Given request
Data follows below. Repeat exactly the lines between the line holding "Reproduce this screenshot" and the line holding "const Separator = ()", inclusive, and nothing more; drop pictures.

-- Start Stored records --

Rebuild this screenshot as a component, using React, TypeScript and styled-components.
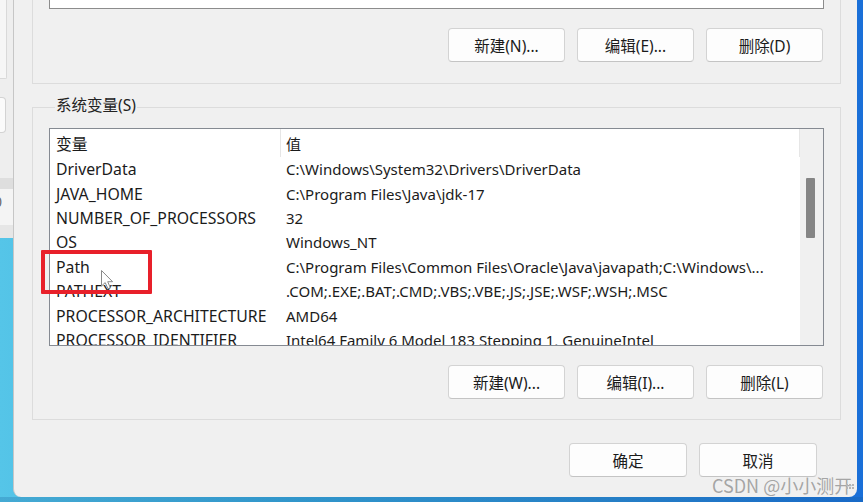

-- End Stored records --
-- Start Stored records --

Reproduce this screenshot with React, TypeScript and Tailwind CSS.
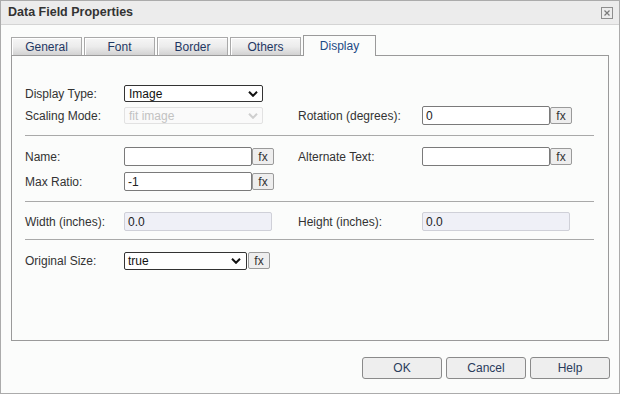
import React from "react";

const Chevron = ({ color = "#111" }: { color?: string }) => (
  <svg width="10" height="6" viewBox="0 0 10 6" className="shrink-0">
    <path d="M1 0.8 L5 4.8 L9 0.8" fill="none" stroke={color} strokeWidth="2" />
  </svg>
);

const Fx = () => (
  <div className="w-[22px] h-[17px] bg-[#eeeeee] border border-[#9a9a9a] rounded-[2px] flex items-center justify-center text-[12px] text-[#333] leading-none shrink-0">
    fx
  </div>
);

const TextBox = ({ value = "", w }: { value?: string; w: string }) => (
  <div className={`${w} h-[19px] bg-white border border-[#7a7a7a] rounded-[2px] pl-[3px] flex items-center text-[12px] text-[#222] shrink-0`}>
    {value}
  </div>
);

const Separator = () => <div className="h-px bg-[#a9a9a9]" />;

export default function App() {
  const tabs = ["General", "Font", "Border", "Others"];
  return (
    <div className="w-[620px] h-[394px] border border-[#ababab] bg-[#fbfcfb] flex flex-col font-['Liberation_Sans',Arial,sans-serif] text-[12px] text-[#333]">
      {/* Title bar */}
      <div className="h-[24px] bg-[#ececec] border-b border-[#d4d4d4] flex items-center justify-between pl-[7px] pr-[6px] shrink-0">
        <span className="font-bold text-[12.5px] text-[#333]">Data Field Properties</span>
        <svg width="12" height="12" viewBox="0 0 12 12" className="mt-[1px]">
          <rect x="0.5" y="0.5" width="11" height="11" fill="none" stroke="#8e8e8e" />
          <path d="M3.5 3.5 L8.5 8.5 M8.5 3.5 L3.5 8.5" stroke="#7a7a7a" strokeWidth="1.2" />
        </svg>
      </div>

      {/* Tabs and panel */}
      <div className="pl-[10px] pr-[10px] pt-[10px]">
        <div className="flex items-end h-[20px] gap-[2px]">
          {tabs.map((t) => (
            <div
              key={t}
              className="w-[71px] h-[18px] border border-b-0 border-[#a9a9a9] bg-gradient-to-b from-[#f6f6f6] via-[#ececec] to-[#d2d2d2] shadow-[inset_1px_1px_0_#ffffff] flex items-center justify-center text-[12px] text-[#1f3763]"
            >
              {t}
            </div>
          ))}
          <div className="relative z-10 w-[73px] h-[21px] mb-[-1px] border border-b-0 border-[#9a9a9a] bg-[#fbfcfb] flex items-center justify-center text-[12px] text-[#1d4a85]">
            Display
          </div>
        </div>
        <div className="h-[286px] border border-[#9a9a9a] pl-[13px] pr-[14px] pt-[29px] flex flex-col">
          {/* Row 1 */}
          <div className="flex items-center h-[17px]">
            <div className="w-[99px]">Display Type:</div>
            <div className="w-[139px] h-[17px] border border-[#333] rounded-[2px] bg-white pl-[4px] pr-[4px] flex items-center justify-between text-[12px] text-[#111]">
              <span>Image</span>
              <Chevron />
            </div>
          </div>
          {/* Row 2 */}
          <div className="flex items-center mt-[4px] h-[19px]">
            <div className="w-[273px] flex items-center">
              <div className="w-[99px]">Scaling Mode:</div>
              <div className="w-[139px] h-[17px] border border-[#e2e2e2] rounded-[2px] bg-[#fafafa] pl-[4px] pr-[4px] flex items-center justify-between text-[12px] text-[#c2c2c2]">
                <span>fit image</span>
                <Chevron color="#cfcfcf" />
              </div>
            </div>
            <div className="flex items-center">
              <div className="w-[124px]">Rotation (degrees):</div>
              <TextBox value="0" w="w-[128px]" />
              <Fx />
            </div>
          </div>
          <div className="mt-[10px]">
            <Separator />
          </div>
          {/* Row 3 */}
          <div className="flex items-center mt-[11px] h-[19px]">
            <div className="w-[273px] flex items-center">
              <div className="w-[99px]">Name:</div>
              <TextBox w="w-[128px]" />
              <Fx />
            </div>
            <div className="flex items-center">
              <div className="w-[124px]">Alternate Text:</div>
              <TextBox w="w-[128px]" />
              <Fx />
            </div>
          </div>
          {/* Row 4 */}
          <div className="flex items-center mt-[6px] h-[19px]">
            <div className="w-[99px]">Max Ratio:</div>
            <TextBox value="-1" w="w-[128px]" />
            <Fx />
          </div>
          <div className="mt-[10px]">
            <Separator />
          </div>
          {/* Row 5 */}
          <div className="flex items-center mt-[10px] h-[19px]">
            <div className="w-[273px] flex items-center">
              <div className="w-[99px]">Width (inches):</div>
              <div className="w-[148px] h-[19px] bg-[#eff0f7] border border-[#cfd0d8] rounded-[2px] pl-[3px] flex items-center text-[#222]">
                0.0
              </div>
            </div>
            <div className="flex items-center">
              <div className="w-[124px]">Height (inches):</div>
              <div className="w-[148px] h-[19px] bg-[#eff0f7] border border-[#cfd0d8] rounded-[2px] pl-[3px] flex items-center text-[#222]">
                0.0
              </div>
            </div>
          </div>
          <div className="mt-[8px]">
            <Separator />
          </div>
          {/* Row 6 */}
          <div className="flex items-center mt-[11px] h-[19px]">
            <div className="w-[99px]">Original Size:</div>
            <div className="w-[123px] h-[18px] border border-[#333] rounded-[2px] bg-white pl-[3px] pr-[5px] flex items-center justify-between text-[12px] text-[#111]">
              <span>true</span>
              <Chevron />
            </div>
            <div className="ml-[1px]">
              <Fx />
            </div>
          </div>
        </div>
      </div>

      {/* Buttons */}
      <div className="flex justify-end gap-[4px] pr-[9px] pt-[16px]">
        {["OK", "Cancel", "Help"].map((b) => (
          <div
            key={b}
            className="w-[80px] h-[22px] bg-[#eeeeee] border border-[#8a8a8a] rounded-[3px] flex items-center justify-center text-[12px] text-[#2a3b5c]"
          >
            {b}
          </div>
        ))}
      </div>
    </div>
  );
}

-- End Stored records --

The result
Reproduce this screenshot with React, TypeScript and Tailwind CSS.
import React from "react";

const Chevron = ({ color = "#111" }: { color?: string }) => (
  <svg width="10" height="6" viewBox="0 0 10 6" className="shrink-0">
    <path d="M1 0.8 L5 4.8 L9 0.8" fill="none" stroke={color} strokeWidth="2" />
  </svg>
);

const Fx = () => (
  <div className="w-[22px] h-[17px] bg-[#eeeeee] border border-[#9a9a9a] rounded-[2px] flex items-center justify-center text-[12px] text-[#333] leading-none shrink-0">
    fx
  </div>
);

const TextBox = ({ value = "", w }: { value?: string; w: string }) => (
  <div className={`${w} h-[19px] bg-white border border-[#7a7a7a] rounded-[2px] pl-[3px] flex items-center text-[12px] text-[#222] shrink-0`}>
    {value}
  </div>
);

const Separator = () => <div className="h-px bg-[#a9a9a9]" />;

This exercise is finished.